Días pasados nos encontramos en mi casa con Matilde – la esposa de Felo -, su hijo Nacho y tres de mis cuatro hijos. Más allá de la tristeza que hay en nuestros corazones, contamos muchas anécdotas, varias sobre Felipe de cuando éramos niños y de algunas nos reímos mucho. Estoy seguro que le gustaría que lo recordaran así, con alegría.

En general cuando uno termina una semblanza, si es que esto lo es, transmite al final que el homenajeado fue un hombre de coraje, o un hombre de Estado, o una persona de bien.  Sobre Felipe Michelini Delle Piane, todo eso es posible y más, pero a mí… solo se me ocurre decir: ¡te extraño hermano!
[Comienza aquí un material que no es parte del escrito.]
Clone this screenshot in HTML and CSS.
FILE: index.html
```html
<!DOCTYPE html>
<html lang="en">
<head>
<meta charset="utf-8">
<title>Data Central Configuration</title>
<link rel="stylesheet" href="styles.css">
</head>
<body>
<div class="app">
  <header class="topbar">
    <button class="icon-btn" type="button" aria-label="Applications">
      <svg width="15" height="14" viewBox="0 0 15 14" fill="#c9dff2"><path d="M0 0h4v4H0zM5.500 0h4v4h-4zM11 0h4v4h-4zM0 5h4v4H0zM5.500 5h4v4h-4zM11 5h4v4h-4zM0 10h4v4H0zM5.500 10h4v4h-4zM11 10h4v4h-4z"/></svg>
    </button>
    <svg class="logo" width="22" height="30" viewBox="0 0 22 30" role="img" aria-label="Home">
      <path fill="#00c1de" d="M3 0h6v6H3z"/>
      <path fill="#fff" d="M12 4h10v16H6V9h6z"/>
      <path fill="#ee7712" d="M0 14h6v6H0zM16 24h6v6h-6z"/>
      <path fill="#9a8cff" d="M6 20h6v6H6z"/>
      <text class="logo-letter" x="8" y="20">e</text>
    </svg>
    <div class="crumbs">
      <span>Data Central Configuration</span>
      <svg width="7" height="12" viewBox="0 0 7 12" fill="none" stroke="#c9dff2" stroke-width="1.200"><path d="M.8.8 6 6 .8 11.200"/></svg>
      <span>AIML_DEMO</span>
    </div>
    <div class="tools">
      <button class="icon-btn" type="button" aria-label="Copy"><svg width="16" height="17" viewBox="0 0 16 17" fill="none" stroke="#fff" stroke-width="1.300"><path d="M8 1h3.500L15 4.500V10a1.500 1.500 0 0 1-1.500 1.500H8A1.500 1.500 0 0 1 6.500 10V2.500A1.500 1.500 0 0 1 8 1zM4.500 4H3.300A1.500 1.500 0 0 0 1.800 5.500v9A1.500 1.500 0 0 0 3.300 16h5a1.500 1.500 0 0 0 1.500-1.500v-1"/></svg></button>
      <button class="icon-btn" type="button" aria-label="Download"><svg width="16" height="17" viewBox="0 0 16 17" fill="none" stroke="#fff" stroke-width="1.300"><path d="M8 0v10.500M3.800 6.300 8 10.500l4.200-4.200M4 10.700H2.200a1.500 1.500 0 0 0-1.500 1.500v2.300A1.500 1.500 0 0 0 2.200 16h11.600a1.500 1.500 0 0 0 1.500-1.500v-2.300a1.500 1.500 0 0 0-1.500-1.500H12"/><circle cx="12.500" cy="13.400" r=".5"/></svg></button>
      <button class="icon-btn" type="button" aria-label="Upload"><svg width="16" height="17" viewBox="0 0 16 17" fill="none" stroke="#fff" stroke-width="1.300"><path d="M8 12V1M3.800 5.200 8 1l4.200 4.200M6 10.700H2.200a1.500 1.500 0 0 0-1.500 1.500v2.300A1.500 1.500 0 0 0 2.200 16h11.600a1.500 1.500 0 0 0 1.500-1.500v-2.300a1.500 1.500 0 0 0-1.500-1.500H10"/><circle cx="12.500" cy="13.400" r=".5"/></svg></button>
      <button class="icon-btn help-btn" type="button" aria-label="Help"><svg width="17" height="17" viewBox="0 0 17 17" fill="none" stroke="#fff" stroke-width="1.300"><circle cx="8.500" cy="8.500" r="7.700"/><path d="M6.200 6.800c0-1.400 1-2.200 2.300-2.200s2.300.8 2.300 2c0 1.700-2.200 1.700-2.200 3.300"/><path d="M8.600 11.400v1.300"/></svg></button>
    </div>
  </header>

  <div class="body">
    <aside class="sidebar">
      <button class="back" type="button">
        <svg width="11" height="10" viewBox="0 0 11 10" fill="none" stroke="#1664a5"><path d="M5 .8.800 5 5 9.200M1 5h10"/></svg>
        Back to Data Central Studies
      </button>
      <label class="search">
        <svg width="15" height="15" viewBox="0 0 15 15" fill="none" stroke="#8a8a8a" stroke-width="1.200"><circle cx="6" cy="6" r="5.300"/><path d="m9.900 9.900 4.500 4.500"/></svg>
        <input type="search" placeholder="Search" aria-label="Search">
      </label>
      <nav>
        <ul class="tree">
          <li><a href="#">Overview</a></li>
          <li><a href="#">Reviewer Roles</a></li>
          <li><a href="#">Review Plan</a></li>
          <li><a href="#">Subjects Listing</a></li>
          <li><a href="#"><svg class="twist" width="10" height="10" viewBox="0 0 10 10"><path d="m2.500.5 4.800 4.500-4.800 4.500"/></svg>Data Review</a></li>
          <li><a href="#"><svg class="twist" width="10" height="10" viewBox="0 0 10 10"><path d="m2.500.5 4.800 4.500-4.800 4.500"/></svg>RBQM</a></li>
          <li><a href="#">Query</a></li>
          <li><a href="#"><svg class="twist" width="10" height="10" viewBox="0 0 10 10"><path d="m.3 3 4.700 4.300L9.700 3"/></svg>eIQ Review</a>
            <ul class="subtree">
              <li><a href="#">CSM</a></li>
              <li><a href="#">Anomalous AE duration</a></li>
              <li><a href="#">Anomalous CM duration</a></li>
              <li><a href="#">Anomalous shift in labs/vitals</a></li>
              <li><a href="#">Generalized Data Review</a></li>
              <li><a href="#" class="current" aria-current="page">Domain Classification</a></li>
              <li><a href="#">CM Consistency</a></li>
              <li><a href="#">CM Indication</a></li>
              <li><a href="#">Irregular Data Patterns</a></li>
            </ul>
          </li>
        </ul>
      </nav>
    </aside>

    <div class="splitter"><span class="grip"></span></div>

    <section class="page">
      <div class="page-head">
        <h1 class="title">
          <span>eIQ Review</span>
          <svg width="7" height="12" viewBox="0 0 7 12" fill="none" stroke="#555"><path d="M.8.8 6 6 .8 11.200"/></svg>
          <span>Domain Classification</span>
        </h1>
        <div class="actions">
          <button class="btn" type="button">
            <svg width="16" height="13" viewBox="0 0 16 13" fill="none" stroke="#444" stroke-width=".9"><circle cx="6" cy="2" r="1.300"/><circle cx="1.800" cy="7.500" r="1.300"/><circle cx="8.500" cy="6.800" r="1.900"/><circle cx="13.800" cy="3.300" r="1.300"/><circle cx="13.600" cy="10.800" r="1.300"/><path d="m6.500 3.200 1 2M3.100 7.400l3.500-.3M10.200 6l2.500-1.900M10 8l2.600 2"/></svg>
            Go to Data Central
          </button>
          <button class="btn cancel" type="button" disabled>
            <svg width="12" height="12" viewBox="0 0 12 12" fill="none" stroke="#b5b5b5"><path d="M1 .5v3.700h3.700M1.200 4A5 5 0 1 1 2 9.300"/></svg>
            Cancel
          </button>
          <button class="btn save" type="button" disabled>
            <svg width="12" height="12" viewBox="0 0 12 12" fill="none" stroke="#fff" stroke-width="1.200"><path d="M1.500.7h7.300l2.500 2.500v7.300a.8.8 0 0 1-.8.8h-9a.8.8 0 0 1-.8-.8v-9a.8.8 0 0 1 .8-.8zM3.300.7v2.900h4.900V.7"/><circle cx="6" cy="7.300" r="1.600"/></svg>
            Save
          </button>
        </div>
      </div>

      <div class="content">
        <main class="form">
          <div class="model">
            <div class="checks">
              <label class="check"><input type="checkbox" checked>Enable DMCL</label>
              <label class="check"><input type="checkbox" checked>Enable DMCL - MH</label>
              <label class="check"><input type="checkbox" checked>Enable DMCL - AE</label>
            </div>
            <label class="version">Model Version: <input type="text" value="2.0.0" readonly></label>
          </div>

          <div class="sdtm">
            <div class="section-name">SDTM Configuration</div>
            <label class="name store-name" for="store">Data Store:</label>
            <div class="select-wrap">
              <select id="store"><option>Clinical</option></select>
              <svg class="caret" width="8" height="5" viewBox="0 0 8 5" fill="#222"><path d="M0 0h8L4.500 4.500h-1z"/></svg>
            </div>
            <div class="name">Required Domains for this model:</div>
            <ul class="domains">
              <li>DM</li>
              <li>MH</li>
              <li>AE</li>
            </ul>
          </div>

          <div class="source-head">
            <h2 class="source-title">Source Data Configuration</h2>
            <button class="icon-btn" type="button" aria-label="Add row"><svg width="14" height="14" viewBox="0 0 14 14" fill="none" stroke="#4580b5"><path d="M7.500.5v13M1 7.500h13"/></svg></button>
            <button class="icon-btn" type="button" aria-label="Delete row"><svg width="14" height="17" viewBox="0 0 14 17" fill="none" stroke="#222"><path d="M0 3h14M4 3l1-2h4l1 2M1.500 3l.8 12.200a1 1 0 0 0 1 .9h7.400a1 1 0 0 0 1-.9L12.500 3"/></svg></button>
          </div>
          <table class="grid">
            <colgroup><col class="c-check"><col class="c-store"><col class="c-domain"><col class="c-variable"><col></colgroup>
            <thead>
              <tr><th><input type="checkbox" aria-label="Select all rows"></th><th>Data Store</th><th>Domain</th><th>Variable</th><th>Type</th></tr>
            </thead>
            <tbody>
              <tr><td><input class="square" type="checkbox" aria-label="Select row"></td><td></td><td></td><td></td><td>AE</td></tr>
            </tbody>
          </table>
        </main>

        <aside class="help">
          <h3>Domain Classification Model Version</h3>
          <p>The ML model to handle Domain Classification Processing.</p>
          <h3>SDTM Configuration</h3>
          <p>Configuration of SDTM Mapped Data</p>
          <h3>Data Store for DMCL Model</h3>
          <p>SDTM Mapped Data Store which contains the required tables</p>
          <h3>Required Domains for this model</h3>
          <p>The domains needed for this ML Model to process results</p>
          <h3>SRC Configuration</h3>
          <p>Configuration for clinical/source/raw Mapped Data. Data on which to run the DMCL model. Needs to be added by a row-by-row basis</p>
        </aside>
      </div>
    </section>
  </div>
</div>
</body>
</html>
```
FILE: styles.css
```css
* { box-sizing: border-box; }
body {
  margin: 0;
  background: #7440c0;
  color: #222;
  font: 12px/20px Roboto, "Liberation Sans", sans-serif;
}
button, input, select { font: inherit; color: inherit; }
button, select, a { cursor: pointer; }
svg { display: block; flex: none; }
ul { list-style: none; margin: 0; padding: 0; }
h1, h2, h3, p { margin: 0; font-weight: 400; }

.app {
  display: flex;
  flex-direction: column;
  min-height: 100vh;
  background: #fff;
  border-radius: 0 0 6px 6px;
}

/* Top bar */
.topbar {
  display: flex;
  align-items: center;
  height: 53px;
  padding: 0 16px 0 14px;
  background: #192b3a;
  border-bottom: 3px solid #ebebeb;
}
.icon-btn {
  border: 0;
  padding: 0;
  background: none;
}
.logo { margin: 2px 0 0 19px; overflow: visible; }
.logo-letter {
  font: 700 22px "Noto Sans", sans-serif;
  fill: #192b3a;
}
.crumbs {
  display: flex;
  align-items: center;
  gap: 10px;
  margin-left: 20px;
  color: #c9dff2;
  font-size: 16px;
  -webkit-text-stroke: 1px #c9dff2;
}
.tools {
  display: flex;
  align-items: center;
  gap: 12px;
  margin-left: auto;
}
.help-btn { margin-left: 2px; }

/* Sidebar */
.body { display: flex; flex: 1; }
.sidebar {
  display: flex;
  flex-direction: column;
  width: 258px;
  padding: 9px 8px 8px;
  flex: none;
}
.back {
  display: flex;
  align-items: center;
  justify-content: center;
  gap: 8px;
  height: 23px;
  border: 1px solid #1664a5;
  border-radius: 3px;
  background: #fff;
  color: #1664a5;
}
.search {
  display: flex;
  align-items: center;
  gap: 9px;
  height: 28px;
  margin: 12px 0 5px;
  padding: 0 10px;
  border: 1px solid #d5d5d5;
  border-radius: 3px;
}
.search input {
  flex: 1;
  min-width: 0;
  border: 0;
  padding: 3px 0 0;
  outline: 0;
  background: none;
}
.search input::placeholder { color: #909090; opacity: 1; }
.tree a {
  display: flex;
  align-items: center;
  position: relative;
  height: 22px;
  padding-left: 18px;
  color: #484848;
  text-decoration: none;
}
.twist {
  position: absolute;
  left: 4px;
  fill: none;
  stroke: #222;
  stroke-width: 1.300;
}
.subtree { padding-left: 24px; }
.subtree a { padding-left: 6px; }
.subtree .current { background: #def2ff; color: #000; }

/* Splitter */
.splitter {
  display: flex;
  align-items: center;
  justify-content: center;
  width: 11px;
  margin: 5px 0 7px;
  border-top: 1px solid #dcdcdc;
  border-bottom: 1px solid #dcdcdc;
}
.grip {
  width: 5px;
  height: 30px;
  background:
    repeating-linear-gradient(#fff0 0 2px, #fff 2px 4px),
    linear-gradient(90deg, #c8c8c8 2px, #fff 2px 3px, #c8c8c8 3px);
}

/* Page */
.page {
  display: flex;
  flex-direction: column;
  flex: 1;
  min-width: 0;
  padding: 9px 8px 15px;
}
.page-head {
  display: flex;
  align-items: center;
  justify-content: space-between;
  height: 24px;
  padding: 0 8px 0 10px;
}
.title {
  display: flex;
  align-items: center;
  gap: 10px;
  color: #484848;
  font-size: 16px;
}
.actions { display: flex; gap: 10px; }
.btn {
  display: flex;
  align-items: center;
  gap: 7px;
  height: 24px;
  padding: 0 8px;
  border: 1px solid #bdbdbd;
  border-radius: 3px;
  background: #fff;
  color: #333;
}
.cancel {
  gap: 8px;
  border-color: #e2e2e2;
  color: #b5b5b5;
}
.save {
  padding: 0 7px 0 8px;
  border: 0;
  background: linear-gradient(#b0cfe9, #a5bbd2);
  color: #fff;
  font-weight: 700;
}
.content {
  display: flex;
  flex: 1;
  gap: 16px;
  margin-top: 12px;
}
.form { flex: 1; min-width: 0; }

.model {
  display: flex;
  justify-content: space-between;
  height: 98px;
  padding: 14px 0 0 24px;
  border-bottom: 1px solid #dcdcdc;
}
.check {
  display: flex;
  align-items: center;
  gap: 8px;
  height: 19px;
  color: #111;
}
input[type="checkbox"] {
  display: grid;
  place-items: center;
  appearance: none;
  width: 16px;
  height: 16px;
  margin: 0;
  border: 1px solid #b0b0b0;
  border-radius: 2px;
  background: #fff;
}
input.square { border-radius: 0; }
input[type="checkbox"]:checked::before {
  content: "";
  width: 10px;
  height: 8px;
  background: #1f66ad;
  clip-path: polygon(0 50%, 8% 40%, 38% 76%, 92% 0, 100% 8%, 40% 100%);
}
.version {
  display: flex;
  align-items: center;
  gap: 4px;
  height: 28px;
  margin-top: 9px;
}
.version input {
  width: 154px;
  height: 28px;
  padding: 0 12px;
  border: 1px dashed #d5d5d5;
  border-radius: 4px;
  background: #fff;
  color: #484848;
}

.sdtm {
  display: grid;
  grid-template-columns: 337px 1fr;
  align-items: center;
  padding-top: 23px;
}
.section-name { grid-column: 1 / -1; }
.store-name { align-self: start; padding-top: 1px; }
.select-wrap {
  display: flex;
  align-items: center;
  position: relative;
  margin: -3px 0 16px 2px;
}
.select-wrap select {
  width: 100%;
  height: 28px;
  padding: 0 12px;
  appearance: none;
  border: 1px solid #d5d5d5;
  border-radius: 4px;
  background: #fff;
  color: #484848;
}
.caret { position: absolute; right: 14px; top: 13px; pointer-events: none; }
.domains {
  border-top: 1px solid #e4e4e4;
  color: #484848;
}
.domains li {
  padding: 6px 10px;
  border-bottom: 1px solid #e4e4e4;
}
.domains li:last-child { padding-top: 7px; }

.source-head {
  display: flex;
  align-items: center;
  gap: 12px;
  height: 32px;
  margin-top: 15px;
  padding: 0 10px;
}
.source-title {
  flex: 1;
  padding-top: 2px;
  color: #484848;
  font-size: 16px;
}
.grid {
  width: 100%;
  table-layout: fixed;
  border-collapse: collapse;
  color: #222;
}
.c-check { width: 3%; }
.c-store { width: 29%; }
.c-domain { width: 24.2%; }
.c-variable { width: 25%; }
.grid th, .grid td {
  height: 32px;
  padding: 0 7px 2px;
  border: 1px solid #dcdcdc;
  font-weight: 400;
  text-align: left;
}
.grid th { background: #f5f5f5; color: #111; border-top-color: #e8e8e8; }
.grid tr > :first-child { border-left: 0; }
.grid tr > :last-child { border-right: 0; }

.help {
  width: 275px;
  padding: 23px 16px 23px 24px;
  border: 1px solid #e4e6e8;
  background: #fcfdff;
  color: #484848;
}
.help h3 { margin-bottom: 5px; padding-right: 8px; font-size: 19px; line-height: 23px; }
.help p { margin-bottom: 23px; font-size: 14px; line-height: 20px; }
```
Nota de Redacción: Felipe Michelini es de esos compañeros que estará siempre presente, en los ámbitos académicos, institucionales, políticos, educativos, o simplemente en reuniones de facultad, de amigos o en un asado. Resultará imposible no recordar un hecho, un dicho o una anécdota referida a su rica existencia y la lucha que libró incansablemente por ideales colectivos. Agradecemos el presente artículo, de su hermano Rafael, que nos hizo llegar un relato de los muchos momentos que seguramente atesoran quienes vivieron y convivieron con Felipe; un hombre inolvidable, pero por sobre todas las cosas, un excepcional ser humano.